Snap ha subito un durissimo colpo in Borsa quando ha annunciato che nelle attuali condizioni macroeconomiche il prossimo trimestre sarà deludente dal punto di vista della raccolta pubblicitaria. La capitalizzazione delle altre piattaforme ha parallelamente subito importanti colpi. È evidente che il cambio di tendenza congiunturale si fa sentire. Inflazione, diminuzione dei tassi di crescita, incertezza geopolitica sono tutti fattori che inducono gli inserzionisti pubblicitari a rallentare gli investimenti. E dopo due anni di crescita impetuosa, la capitalizzazione delle aziende digitali non poteva che trovarsi di fronte a una forte correzione. Ma questo significa che la difficoltà delle piattaforme che si basano fondamentalmente sulla pubblicitaria è soltanto transitoria?
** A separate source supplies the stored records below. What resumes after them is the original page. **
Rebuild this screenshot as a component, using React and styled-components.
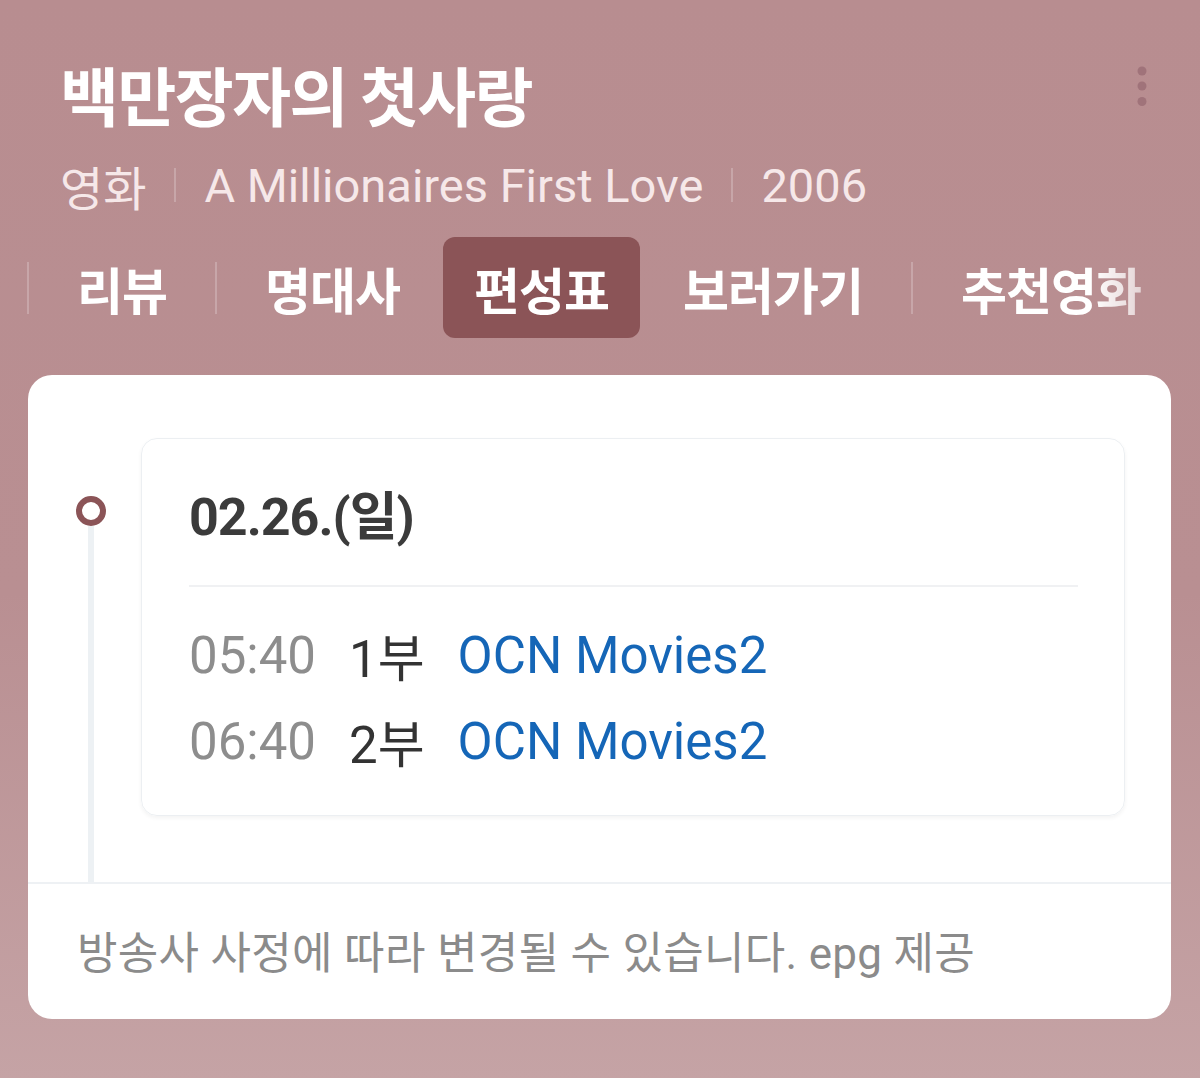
import React from "react";
import styled, { createGlobalStyle } from "styled-components";

const GlobalStyle = createGlobalStyle`
  html, body {
    margin: 0;
    padding: 0;
  }
  body {
    font-family: Roboto, "Noto Sans CJK KR", sans-serif;
    -webkit-font-smoothing: antialiased;
  }
`;

const Page = styled.div`
  width: 1200px;
  min-height: 1078px;
  box-sizing: border-box;
  background: linear-gradient(180deg, #b88d90 0%, #b98f92 55%, #c5a3a5 100%);
  padding-top: 50px;
  overflow: hidden;
`;

const TopRow = styled.div`
  display: flex;
  justify-content: space-between;
  align-items: flex-start;
  padding-left: 60px;
`;

const Title = styled.h1`
  margin: 0;
  height: 86px;
  line-height: 86px;
  font-family: "Noto Sans CJK KR", sans-serif;
  font-size: 64px;
  font-weight: 700;
  letter-spacing: -1.5px;
  color: #ffffff;
`;

const MoreButton = styled.button`
  border: none;
  background: none;
  padding: 0;
  margin: 16px 46px 0 0;
  width: 24px;
  height: 40px;
  display: flex;
  align-items: center;
  justify-content: center;
`;

const Meta = styled.div`
  display: flex;
  align-items: center;
  gap: 28px;
  margin-top: 14px;
  height: 70px;
  padding-left: 60px;
  font-size: 47px;
  color: #f6e8e9;
`;

const MetaSep = styled.span`
  width: 2px;
  height: 34px;
  background: rgba(255, 255, 255, 0.22);
`;

const Tabs = styled.nav`
  display: flex;
  align-items: center;
  height: 101px;
  margin-top: 17px;
  padding-left: 15px;
  white-space: nowrap;
  mask-image: linear-gradient(90deg, #000 0, #000 1090px, rgba(0, 0, 0, 0.2) 1200px);
`;

const Tab = styled.button`
  flex: none;
  height: 101px;
  padding: 0 ${(p) => (p.$active ? 31 : 36)}px;
  border: none;
  border-radius: 12px;
  background: ${(p) => (p.$active ? "#8b5457" : "transparent")};
  color: #ffffff;
  font-family: "Noto Sans CJK KR", sans-serif;
  font-size: 50px;
  font-weight: 700;
  letter-spacing: -1px;
`;

const TabSep = styled.span`
  flex: none;
  width: 2px;
  height: 52px;
  margin: 0 12px;
  background: rgba(255, 255, 255, 0.22);
`;

/* no divider next to the selected tab, only a little room */
const TabGap = styled.span`
  flex: none;
  width: ${(p) => p.$w}px;
`;

const Card = styled.section`
  margin: 37px 29px 0 28px;
  background: #ffffff;
  border-radius: 24px;
  overflow: hidden;
`;

const Body = styled.div`
  display: grid;
  grid-template-columns: 113px 1fr;
  padding-right: 46px;
  border-bottom: 2px solid #eef1f4;
`;

const Timeline = styled.div`
  display: flex;
  flex-direction: column;
  align-items: flex-start;
  padding: 121px 0 0 48px;
`;

const Dot = styled.span`
  width: 30px;
  height: 30px;
  box-sizing: border-box;
  border: 6px solid #8b5457;
  border-radius: 50%;
`;

const Line = styled.span`
  flex: 1;
  width: 6px;
  margin-left: 12px;
  background: #edf1f4;
`;

const Slot = styled.div`
  padding: 63px 0 66px;
`;

const DayCard = styled.div`
  border: 1px solid #eceff2;
  border-radius: 16px;
  box-shadow: 0 2px 4px rgba(0, 0, 0, 0.05);
  padding: 0 46px 31px 47px;
`;

const DateHead = styled.div`
  height: 146px;
  display: flex;
  align-items: center;
  border-bottom: 2px solid #f0f1f3;
  font-size: 52px;
  font-weight: 700;
  letter-spacing: -1px;
  color: #3b3b3b;
`;

const Airings = styled.div`
  padding-top: 25px;
`;

const Row = styled.div`
  display: flex;
  align-items: center;
  gap: 33px;
  height: 86px;
  font-size: 51px;
`;

const Time = styled.span`
  color: #8d8d8d;
`;

const Part = styled.span`
  color: #333333;
`;

const Channel = styled.span`
  color: #1566b7;
`;

const Footer = styled.div`
  height: 131px;
  display: flex;
  align-items: center;
  padding: 0 49px 4px;
  font-size: 44px;
  letter-spacing: 0.3px;
  color: #8b8b8b;
`;

const tabs = [
  { label: "리뷰" },
  { label: "명대사" },
  { label: "편성표", active: true },
  { label: "보러가기" },
  { label: "추천영화" },
];

const airings = [
  { time: "05:40", part: "1부", channel: "OCN Movies2" },
  { time: "06:40", part: "2부", channel: "OCN Movies2" },
];

function KebabIcon() {
  return (
    <svg width="12" height="40" viewBox="0 0 12 40">
      <circle cx="6" cy="5" r="4.5" fill="#a0737a" />
      <circle cx="6" cy="20" r="4.5" fill="#a0737a" />
      <circle cx="6" cy="35.5" r="4.5" fill="#a0737a" />
    </svg>
  );
}

export default function App() {
  return (
    <>
      <GlobalStyle />
      <Page>
        <TopRow>
          <Title>백만장자의 첫사랑</Title>
          <MoreButton aria-label="more">
            <KebabIcon />
          </MoreButton>
        </TopRow>
        <Meta>
          <span>영화</span>
          <MetaSep />
          <span>A Millionaires First Love</span>
          <MetaSep />
          <span>2006</span>
        </Meta>

        <Tabs>
          <TabSep />
          {tabs.map((t, i) => {
            const next = tabs[i + 1];
            let divider = null;
            if (next && (next.active || t.active)) divider = <TabGap $w={7} />;
            else if (next) divider = <TabSep />;
            return (
              <React.Fragment key={t.label}>
                <Tab $active={t.active}>{t.label}</Tab>
                {divider}
              </React.Fragment>
            );
          })}
        </Tabs>

        <Card>
          <Body>
            <Timeline>
              <Dot />
              <Line />
            </Timeline>
            <Slot>
              <DayCard>
                <DateHead>02.26.(일)</DateHead>
                <Airings>
                  {airings.map((a) => (
                    <Row key={a.time}>
                      <Time>{a.time}</Time>
                      <Part>{a.part}</Part>
                      <Channel>{a.channel}</Channel>
                    </Row>
                  ))}
                </Airings>
              </DayCard>
            </Slot>
          </Body>
          <Footer>방송사 사정에 따라 변경될 수 있습니다. epg 제공</Footer>
        </Card>
      </Page>
    </>
  );
}
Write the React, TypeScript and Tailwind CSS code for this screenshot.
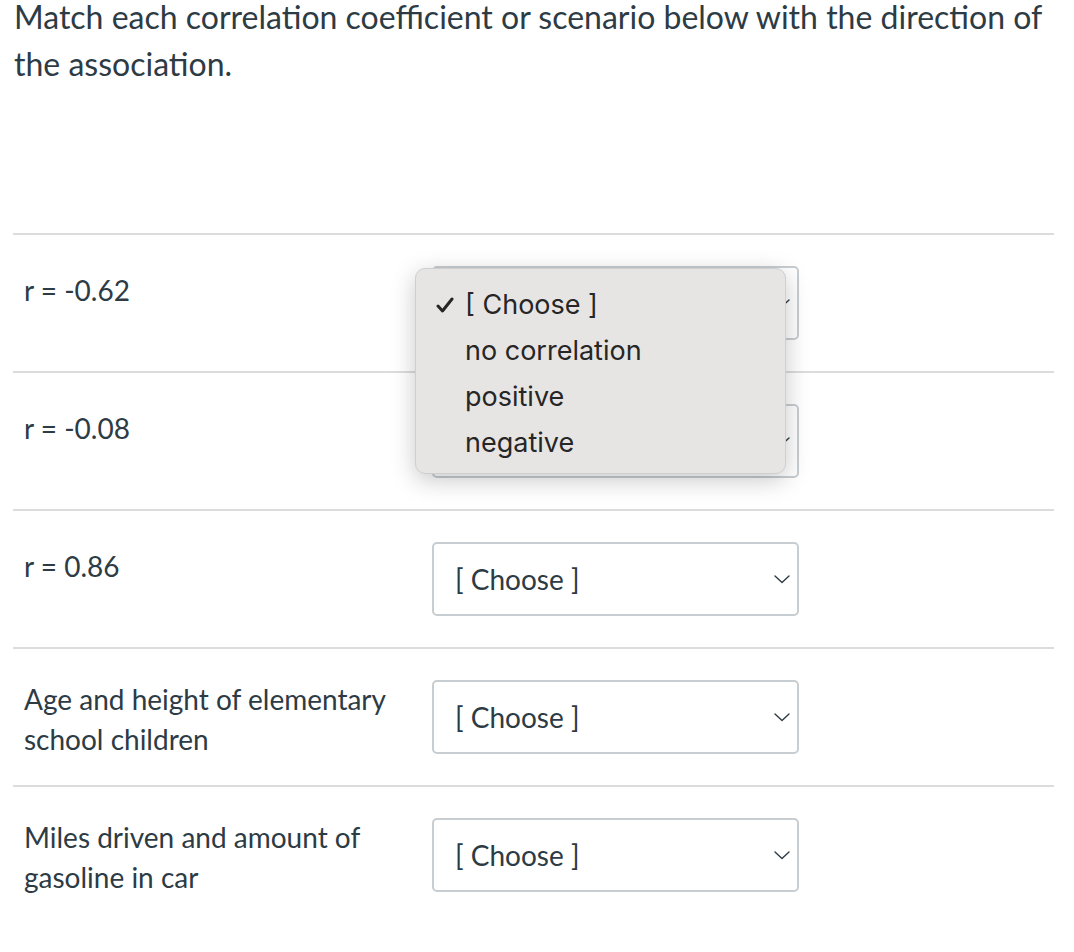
const rows = [
  { label: 'r = -0.62', pad: 'pt-[35px]' },
  { label: 'r = -0.08', pad: 'pt-[35px]' },
  { label: 'r = 0.86', pad: 'pt-[35px]' },
  { label: 'Age and height of elementary school children', pad: 'pt-[30px]' },
  { label: 'Miles driven and amount of gasoline in car', pad: 'pt-[30px]' }
];

const options = ['[ Choose ]', 'no correlation', 'positive', 'negative'];

function Chevron() {
  return (
    <svg viewBox="0 0 16 9" className="h-[9px] w-[16px]" aria-hidden="true">
      <polyline points="1,1 8,7.5 15,1" fill="none" stroke="#2d3b45" strokeWidth="1.4" strokeLinecap="round" strokeLinejoin="round" />
    </svg>
  );
}

function Check() {
  return (
    <svg viewBox="0 0 18 16" className="h-[16px] w-[18px]" aria-hidden="true">
      <path d="M2 9L6.5 14L16 2" fill="none" stroke="#262626" strokeWidth="3" strokeLinecap="round" strokeLinejoin="round" />
    </svg>
  );
}

function ChooseBox() {
  return (
    <div className="flex h-[74px] w-[367px] items-center justify-between rounded-[5px] border-2 border-[#c7cdd1] bg-white pl-[21px] pr-[7px]">
      <span className="text-[28px] text-[#2d3b45]">[ Choose ]</span>
      <Chevron />
    </div>
  );
}

export default function App() {
  return (
    <div className="min-h-screen bg-white font-['Lato','Liberation_Sans',sans-serif] text-[#2d3b45]">
      <p className="-mt-[7px] pl-[14px] pr-[16px] text-[32px] leading-[47px]">
        Match each correlation coefficient or scenario below with the direction of the association.
      </p>

      <div className="relative ml-[13px] mr-[20px] mt-[146px]">
        {rows.map((row) => (
          <div key={row.label} className="flex border-t-2 border-[#dcdcdc]">
            <div className={`w-[419px] pl-[11px] pr-[20px] text-[28px] leading-[40px] ${row.pad}`}>{row.label}</div>
            <div className="py-[31px]">
              <ChooseBox />
            </div>
          </div>
        ))}

        {/* open option list for the first select */}
        <div className="absolute left-[402px] top-[35px] w-[371px] rounded-[10px] border border-[#cfcfcf] bg-[#e6e5e4] pb-[7px] pt-[13px] font-['Inter','Noto_Sans',sans-serif] text-[27px] text-[#262626] shadow-[0_6px_24px_rgba(0,0,0,0.22)]">
          {options.map((opt, i) => (
            <div key={opt} className="flex h-[46px] items-center">
              <span className="flex w-[49px] justify-end pr-[11px]">{i === 0 ? <Check /> : null}</span>
              <span>{opt}</span>
            </div>
          ))}
        </div>
      </div>
    </div>
  );
}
La risposta si troverà nella combinazione dei due fattori citati che conduce a una domanda di fondo: quanto è forte la domanda di informazione di maggiore qualità e quanto è debole il modello di business basato solo sulla pubblicità?

La pubblicità è sempre legata alla congiuntura. Attualmente il mercato globale della pubblicità digitale vale circa 520 miliardi, riporta il Financial Times. Ed è molto concentrato. Il fatturato sommato di Google (Alphabet) e Facebook (Meta) vale circa 360 miliardi ed è appunto largamente basato sulla pubblicità. Probabilmente in fase di contrazione saranno i piccoli raccoglitori di pubblicità a soffrire di più e la concentrazione potrà aumentare ulteriormente, a meno di importanti cambiamenti tecnologici.

Nello stesso tempo si osserva che l’ecommerce cresce e continua a farlo. Secondo CB Insights sta crescendo del 10% annuo e arriverà a 7.000 miliardi nel 2025. Un abbondante ordine di grandezza in più rispetto alla pubblicità. I modelli di business basati sull’ecommerce hanno evidentemente più spazio davanti, più competitori e meno concentrazione. È possibile che l’ecommerce possa essere uno spazio per la crescita di nuovi editori o di editori tradizionali capaci di cambiare?

È possibile nella misura in cui la qualità del loro servizio convinca il pubblico a comprare l’informazione invece di cercarla gratuitamente su piattaforme che non sono votate al valore delle notizie ma alla alla semplice ricerca dell’attenzione da rivendere ai pubblicitari. È possibile se potranno sviluppare in modo credibile e indipendente le nuove funzioni orientate al supporto ai consumatori nella ricerca delle migliori offerte commerciali. Ed è possibile se riconquisteranno la concentrazione sulla qualità dell’informazione anche a costo di sganciarsi dalla ricerca di pubblicità che in qualche caso li ha spinti ad abbassare la qualità per cercare attenzione.